Welcome to a Poor Economy
Many companies seeking web design experts seem to believe that they can get a wonderful package deal in one person. As most of us well know this is not as common as companies seem to believe. Yes, there are a small “l33t” handful of people who can do both jobs, however they are in fact a convergence of 2 unique and totally independent jobs.
One is a Web Designer, the creative force and inspiration that makes a site look aesthetically pleasing. The other is the Web Developer, the code engine and brains behind the functionality of a site’s structure. They are not in fact one in the same.
Not all Designers are made the same, as evidenced by recent attempts at job-seeking. Some are Print Designers, then there are the Trade Show Designers, with some Model Designers that create physical object like car models, masks, SFX, and more, mixed into the lot as well. There are also Fashion Designers, Interior Designers, Illustrative Designers/Layout Artists, and Web Designers. Each shares in a pool of skills, many of them are interchangeable between the types of Designers. However, they do not carry the same package of skills, understanding, knowledge of their specific industry nor that industries needs, changes, or history.
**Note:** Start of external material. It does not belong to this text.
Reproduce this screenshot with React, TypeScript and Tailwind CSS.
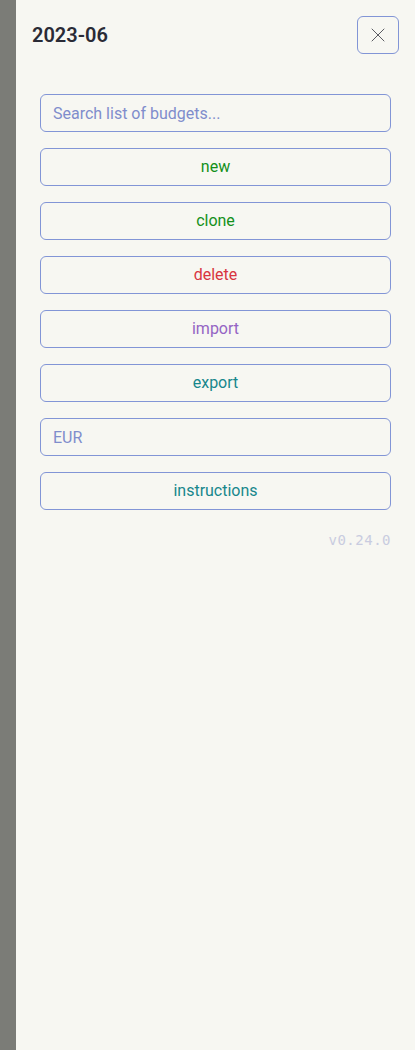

Developers are similar. Yes most of them are the penultimate of nerd-geek with machine code running in their veins, however there are also separate specialties. You have folks that still work with DOS, who work on databases, who code PHP, or use Ruby. We as people are not the machine corporate CEOs seem to think we are as a whole.
There is a fine line between a Web Developer who knows how to mock-up a basic design, and a Web Designer who knows how to code some basic functionality into their designs. Some know how to do a little of both. A few know Flash which is a whole other animal.
Yet, companies, seeking better profits and less overhead costs, try to lump these two into one category. Sometimes a company comes out on top and finds someone who has the skills and time to dedicate in the creation of a website, from scratch, that works, is secure, focused, and looks fantastic! Then they get a bit of a sticker shock, unless this individual doesn’t have a high cost of living, due to the reality that they are doing two different jobs!
Speider Schneider wrote for the site One Extra Pixel, an article about why Designers and Developers shouldn’t fight. I agree. A Designer can learn a lot about how to make their designs both look good and be code-friendly. A Developer can learn a lot about the design process and why sometimes a design is forced to be code-un-friendly.
Yet, there are companies out there where the development teams are always complaining about the design teams, and vice versus. It is a regular enough complaint that jokes, and often scathing ones, abound. As close as the two types are, why are there such bad feelings between Developers and Designers?
A part of it has to do with how our brains are wired. You can see this, visually, in the design of some sites. The more tech-savvy a community, the less flashy their web sites. The more artsy a community the more colorful and animated their web sites.
Often a designer doesn’t think in the same way, nor do their thoughts flow in the same fluid motion as a developer. Both are creative people, but one thinks more linearly (sometimes narrowly) and the other thinks more organically (or chaotically) depending on one’s perspective. These two thought patterns, a very right vs left brain way of thinking, often collide.
A Light Ending Tunnel-vision
Not all hope is lost though. It takes a little bit of pulling one’s head out of the crack in one’s rear door, so to speak. Rather then playing the “better than thou” game, get to know a Developer or a Designer. Often while socializing one might find the “quirks” not so quirky.
Doing this can encourage understanding, and further self-education about a topic you might not have the time of day, in a normal day, to learn. When you can grok one another not only do the walls of communication fall, you become a more valuable asset to your company. You can forestall problems, and encourage shorter and more effective wait times between project versions.
Designers who can grok (I love this term) functionality and design for code limitations make the Developer’s life easier in the long run. Not to mention one could learn some more intermediate code in the process thus increasing one’s value as a company asset.
Developers who can grok the demands put on a Designer, or who learn the importance of object-placement when it comes to marketing gimmicks will find they don’t feel as cranky towards the Designers. Sometimes such a Developer might discover a new way to code something that makes both lives easier, and thus the company CEOs happy. Often a Developer that understands the design process might head off a code disaster by asking their compatriots to keep in mind certain specific limitations, prior to the problem arising later. Like the Designer, this makes the Developer more valuable to the company.